» EXTRACTED RECORDS
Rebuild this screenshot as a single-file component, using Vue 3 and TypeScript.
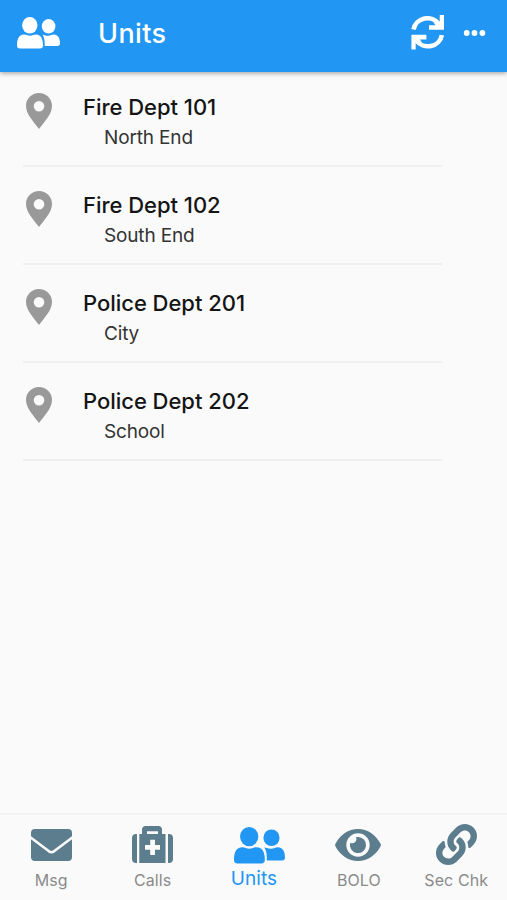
...
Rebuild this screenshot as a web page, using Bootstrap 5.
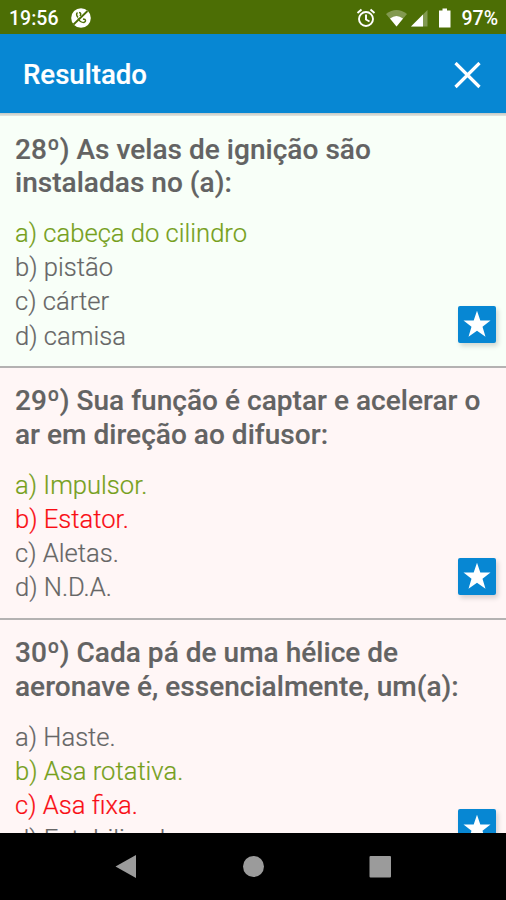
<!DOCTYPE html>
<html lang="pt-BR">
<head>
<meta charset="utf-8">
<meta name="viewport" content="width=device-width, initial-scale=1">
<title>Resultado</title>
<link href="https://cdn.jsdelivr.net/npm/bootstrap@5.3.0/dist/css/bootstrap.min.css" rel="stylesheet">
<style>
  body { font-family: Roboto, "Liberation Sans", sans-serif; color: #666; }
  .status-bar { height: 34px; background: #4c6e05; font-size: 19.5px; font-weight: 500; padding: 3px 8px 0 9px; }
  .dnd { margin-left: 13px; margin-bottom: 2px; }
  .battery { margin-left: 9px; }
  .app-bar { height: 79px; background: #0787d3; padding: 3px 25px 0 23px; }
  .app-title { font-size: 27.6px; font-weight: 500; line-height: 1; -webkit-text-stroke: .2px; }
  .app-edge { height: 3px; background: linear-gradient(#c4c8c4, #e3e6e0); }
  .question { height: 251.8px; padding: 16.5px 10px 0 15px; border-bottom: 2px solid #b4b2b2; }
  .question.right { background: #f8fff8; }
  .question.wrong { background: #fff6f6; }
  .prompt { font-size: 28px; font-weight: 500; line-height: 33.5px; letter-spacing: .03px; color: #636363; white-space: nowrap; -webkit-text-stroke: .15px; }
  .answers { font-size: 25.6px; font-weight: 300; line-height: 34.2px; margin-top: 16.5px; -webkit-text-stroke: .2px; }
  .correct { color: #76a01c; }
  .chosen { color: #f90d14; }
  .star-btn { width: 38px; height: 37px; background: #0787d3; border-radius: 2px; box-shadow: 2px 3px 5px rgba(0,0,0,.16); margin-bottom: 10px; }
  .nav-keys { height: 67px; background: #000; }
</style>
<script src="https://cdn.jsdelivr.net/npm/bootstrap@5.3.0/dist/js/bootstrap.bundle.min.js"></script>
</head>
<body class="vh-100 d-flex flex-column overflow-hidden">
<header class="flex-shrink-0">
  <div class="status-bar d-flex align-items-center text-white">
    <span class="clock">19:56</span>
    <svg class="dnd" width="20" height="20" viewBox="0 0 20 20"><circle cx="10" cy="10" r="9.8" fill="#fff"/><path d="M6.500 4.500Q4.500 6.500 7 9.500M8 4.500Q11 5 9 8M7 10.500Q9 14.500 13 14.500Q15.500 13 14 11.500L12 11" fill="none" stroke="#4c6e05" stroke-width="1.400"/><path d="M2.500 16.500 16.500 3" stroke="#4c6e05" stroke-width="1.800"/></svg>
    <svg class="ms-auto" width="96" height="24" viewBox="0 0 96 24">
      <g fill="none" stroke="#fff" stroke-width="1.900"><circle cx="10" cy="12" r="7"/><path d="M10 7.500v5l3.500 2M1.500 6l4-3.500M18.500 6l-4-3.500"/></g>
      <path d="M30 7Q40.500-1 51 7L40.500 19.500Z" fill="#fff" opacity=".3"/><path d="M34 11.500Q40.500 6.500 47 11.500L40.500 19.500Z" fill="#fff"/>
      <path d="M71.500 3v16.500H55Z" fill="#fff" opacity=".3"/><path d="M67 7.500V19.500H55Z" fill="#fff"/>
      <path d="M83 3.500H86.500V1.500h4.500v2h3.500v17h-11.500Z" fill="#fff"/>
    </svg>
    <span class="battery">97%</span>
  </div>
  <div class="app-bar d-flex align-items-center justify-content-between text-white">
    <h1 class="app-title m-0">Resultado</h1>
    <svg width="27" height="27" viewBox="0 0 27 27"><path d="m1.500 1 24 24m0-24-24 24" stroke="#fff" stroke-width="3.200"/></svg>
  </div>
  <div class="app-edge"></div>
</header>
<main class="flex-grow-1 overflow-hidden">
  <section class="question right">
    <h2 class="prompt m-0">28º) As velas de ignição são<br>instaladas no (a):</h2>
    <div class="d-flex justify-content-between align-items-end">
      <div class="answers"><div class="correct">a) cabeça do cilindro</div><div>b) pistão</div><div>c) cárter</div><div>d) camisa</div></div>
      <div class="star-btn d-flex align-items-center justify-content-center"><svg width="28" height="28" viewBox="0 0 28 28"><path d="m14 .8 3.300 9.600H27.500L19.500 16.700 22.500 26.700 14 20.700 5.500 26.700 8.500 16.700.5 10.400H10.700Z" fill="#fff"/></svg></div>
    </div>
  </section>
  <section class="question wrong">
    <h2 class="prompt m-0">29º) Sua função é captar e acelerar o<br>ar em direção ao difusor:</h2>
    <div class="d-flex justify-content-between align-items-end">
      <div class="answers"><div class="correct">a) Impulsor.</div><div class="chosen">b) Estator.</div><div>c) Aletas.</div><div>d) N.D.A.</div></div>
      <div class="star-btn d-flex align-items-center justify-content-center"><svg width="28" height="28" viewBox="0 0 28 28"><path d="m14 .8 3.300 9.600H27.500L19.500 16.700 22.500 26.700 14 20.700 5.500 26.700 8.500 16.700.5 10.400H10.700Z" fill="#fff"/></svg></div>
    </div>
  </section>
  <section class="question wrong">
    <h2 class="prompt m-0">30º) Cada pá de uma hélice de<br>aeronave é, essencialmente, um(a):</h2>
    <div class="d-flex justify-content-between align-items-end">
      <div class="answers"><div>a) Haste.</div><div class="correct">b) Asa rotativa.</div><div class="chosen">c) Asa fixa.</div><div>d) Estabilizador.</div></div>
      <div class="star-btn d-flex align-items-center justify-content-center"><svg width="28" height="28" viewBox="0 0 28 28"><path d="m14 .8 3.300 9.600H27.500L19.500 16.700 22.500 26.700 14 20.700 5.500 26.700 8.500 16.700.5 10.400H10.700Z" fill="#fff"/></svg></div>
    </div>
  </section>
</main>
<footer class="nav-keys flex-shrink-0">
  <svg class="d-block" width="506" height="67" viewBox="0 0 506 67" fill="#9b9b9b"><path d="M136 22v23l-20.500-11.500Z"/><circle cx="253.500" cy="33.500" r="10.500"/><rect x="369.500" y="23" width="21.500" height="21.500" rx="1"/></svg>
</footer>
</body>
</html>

» WHAT IS REQUIRED
Find the word "screenshot" in the data and show each line that holds it.

» WRITTEN SOLUTION
Rebuild this screenshot as a single-file component, using Vue 3 and TypeScript.
Rebuild this screenshot as a web page, using Bootstrap 5.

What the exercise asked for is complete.